Partly because New Zealand whisky deserves more attention, and Thomson Distillery is a very good place to start. Also because, if you can’t talk about whisky you like, then you’re doing a whisky blog wrong, aren’t you?

So here’s the first instalment in a series where I showcase distilleries that I think are cool. They might not be the biggest, the loudest, the ones with visitor centres that look like Bond villain wellness retreats. They will always be distilleries that do interesting, distinctive, flavour-led things that make us want to pour a dram and talk to/at/with people.

So, first up, Thomson Distillery.

The founders of Thomson Distillery. Mathew Thomson and Rachael Thomson

Meet Mathew and Rachael Thomson

Meet the Thomsons

The Thomsons are not the aliases of The Simpsons on the run from Sideshow Bob, but Mathew Thomson and Rachael Thomson*. Less rakes, more whisky. They founded Thomson Whisky in 2009 in Riverhead, north-west of Auckland. The business remains independent and 100% New Zealand owned.

The spark came earlier. Mathew had been experimenting with home distilling and smoking barley. You know, the way you build the foundations of a whisky distillery? By 2005, manuka wood had become his focus. It’s local, it has a distinctive flavour, and it gives whisky a point of difference from peat. 

That’s how it began. A side project forged on the family barbecue and in a spare room in Auckland. The only driver, a love of whisky and a penchant for experiments.

From Willowbank to Riverhead

Another passion project that predated the distillery was preserving another important chapter in New Zealand whisky. Thomson Whisky had an intermediate period of bottling and blending, selecting old stock from Willowbank Distillery in Dunedin, which closed in 1997. The Thomsons saw an opportunity to bottle whisky New Zealanders could be proud of and reasoned that, if nobody bought it, they could drink it themselves. Tragically for them, people did buy it.

That independent bottling chapter helped Thomson build credibility as well as a useful grounding in mature whisky before it began producing its own spirit. In 2014, Thomson launched its production distillery with a 900-litre hand-beaten copper pot still from Portugal. The distillery was set up at Hallertau Brewery on the outskirts of Auckland, with an expert brewing team next door, access to good water, quality malted barley, and a ready supply of fresh casks from New Zealand wineries.

That set-up shaped the house style. Thomson was not trying to recreate Scotch whisky in the Southern Hemisphere. It had its own raw materials, its own cask culture, its own smoke source, and its own perspective. Those who thought they were nuts to even pursue this path initially were soon quietened. All that tinkering, working and building, led to them giving up the day jobs and creating some of the most interesting whiskies on the market today.
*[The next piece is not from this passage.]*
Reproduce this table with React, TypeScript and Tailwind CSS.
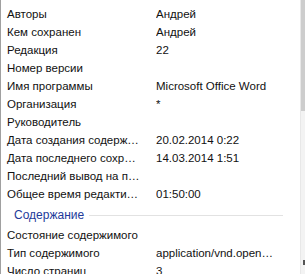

Not because they come from somewhere “unusual”. Plenty of whisky comes from unexpected places now. It is interesting because it tastes connected to where it comes from. It’s young, yes. Still evolving, absolutely. But there is personality here. 
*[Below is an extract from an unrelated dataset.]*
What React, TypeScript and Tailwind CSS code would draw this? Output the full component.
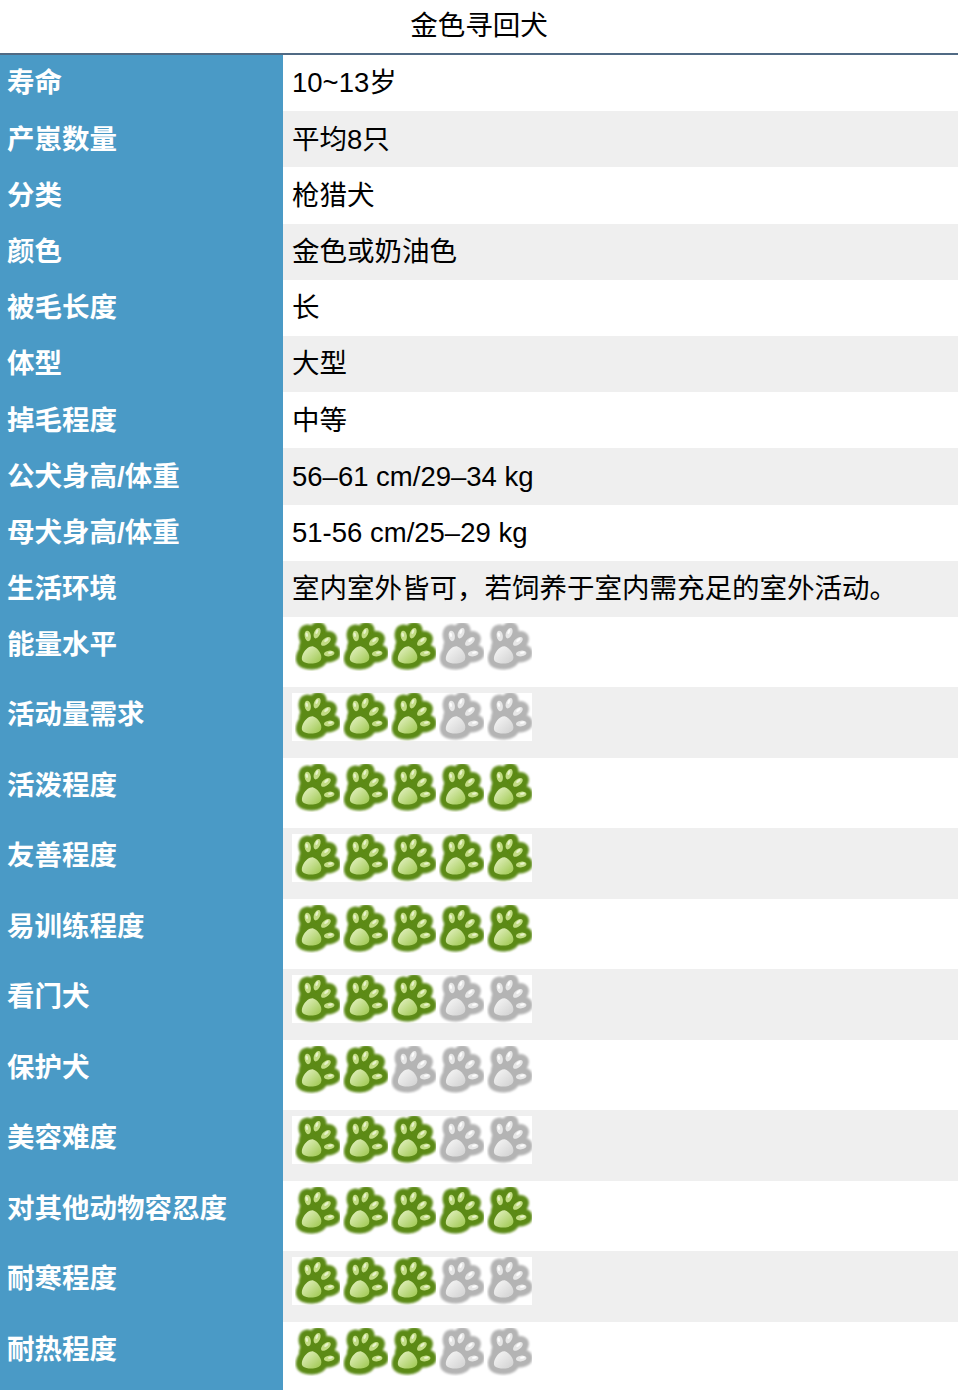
import React from "react";

const FONT = { fontFamily: '"Liberation Sans", "Noto Sans CJK SC", sans-serif' };

const textRows: [string, string][] = [
  ["寿命", "10~13岁"],
  ["产崽数量", "平均8只"],
  ["分类", "枪猎犬"],
  ["颜色", "金色或奶油色"],
  ["被毛长度", "长"],
  ["体型", "大型"],
  ["掉毛程度", "中等"],
  ["公犬身高/体重", "56–61 cm/29–34 kg"],
  ["母犬身高/体重", "51-56 cm/25–29 kg"],
  ["生活环境", "室内室外皆可，若饲养于室内需充足的室外活动。"],
];

const pawRows: [string, number][] = [
  ["能量水平", 3],
  ["活动量需求", 3],
  ["活泼程度", 5],
  ["友善程度", 5],
  ["易训练程度", 5],
  ["看门犬", 3],
  ["保护犬", 2],
  ["美容难度", 3],
  ["对其他动物容忍度", 5],
  ["耐寒程度", 3],
  ["耐热程度", 3],
];

const toes = [
  { cx: 15.5, cy: 15, rx: 2.8, ry: 4.8, r: -10 },
  { cx: 24, cy: 12.5, rx: 2.8, ry: 5, r: 22 },
  { cx: 32, cy: 20, rx: 2.8, ry: 5.3, r: 50 },
  { cx: 35, cy: 31, rx: 2.6, ry: 4.8, r: 82 },
];
const pad = "M20 24.5 C24 25.5 29.5 32 27.5 36.5 C25.5 41 14.5 41 11 38 C8 34.5 14 24 20 24.5 Z";

function Paw({ on }: { on: boolean }) {
  const dark = on ? "#5b8a12" : "#b4b4b4";
  const light = on ? "#c2dc84" : "#e6e6e6";
  const id = on ? "pawOn" : "pawOff";
  return (
    <svg width="48" height="48" viewBox="0 0 48 48" className="block">
      <defs>
        <filter id={`${id}Blur`} x="-20%" y="-20%" width="140%" height="140%">
          <feGaussianBlur stdDeviation="0.8" />
        </filter>
        <filter id={`${id}Soft`} x="-20%" y="-20%" width="140%" height="140%">
          <feGaussianBlur stdDeviation="0.35" />
        </filter>
        <linearGradient id={`${id}Pad`} x1="0" y1="0" x2="1" y2="1">
          <stop offset="0" stopColor={on ? "#e8f4c8" : "#f8f8f8"} />
          <stop offset="1" stopColor={on ? "#9cc64c" : "#d0d0d0"} />
        </linearGradient>
      </defs>
      <g transform="translate(24 25) scale(1.1) translate(-23 -26)">
        <g filter={`url(#${id}Blur)`} fill={dark} stroke={dark} strokeWidth="11" strokeLinejoin="round">
          <circle cx="23" cy="27" r="10" />
          {toes.map((t, i) => (
            <ellipse key={i} cx={t.cx} cy={t.cy} rx={t.rx} ry={t.ry} transform={`rotate(${t.r} ${t.cx} ${t.cy})`} />
          ))}
          <path d={pad} />
        </g>
        <g filter={`url(#${id}Soft)`}>
          {toes.map((t, i) => (
            <ellipse key={i} cx={t.cx} cy={t.cy} rx={t.rx} ry={t.ry} fill={light} transform={`rotate(${t.r} ${t.cx} ${t.cy})`} />
          ))}
          <path d={pad} fill={`url(#${id}Pad)`} />
          {toes.map((t, i) => (
            <ellipse key={`h${i}`} cx={t.cx - 0.7} cy={t.cy - 1.2} rx={t.rx * 0.4} ry={t.ry * 0.45} fill={on ? "#eef7d8" : "#ffffff"} opacity="0.85" transform={`rotate(${t.r} ${t.cx} ${t.cy})`} />
          ))}
        </g>
      </g>
    </svg>
  );
}

export default function App() {
  return (
    <div className="w-[958px] bg-white text-black" style={FONT}>
      <div className="h-[55px] border-b-2 border-[#506a84] flex items-center justify-center text-[27.5px] leading-none pb-[2px]">
        金色寻回犬
      </div>
      {textRows.map(([k, v], i) => (
        <div key={k} className={`flex h-[56.2px] ${i % 2 === 1 ? "bg-[#efefef]" : "bg-white"}`}>
          <div className="w-[283px] shrink-0 bg-[#4a9ac6] text-white font-bold text-[27.5px] flex items-center pl-[7px]">
            {k}
          </div>
          <div className="flex-1 flex items-center pl-[9px] text-[27.5px]">{v}</div>
        </div>
      ))}
      {pawRows.map(([k, n], i) => (
        <div key={k} className={`flex h-[70.5px] ${i % 2 === 1 ? "bg-[#efefef]" : "bg-white"}`}>
          <div className="w-[283px] shrink-0 bg-[#4a9ac6] text-white font-bold text-[27.5px] leading-[34px] pt-[11px] pl-[7px]">
            {k}
          </div>
          <div className="flex-1 pl-[9px] pt-[6px]">
            <div className="flex w-[240px] bg-white">
              {[0, 1, 2, 3, 4].map((j) => (
                <Paw key={j} on={j < n} />
              ))}
            </div>
          </div>
        </div>
      ))}
    </div>
  );
}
A close up of the Thomson Manuka Smoke label

A standout in the Kiwi whisky scene

The Thomson Distillery ethos

Today, the distillery has a range of single malts that posses a sense of place. Lots want to claim that unofficial designation of doing things the right way, less make the mark. Here’s why Thomson does.

The water comes from pure rainwater that filters through the Waitākere Ranges before reaching the distillery. The barley is 100% New Zealand grown, sourced from the fertile Canterbury plains. The yeast strains are selected by Mathew and Rachael Thomson. The smoke comes from native manuka wood or South Island peat. Dave Broom in the third edition of his essential The World Atlas of Whisky (2024) writes that New Zealand peat is typically comprised of sphaghum moss, wire rush sedge, flax, shrubs (manuka and eucalyptus alike) and Ericaceaem or heath or heather family  – ember-like aromatic/resinous and earthy.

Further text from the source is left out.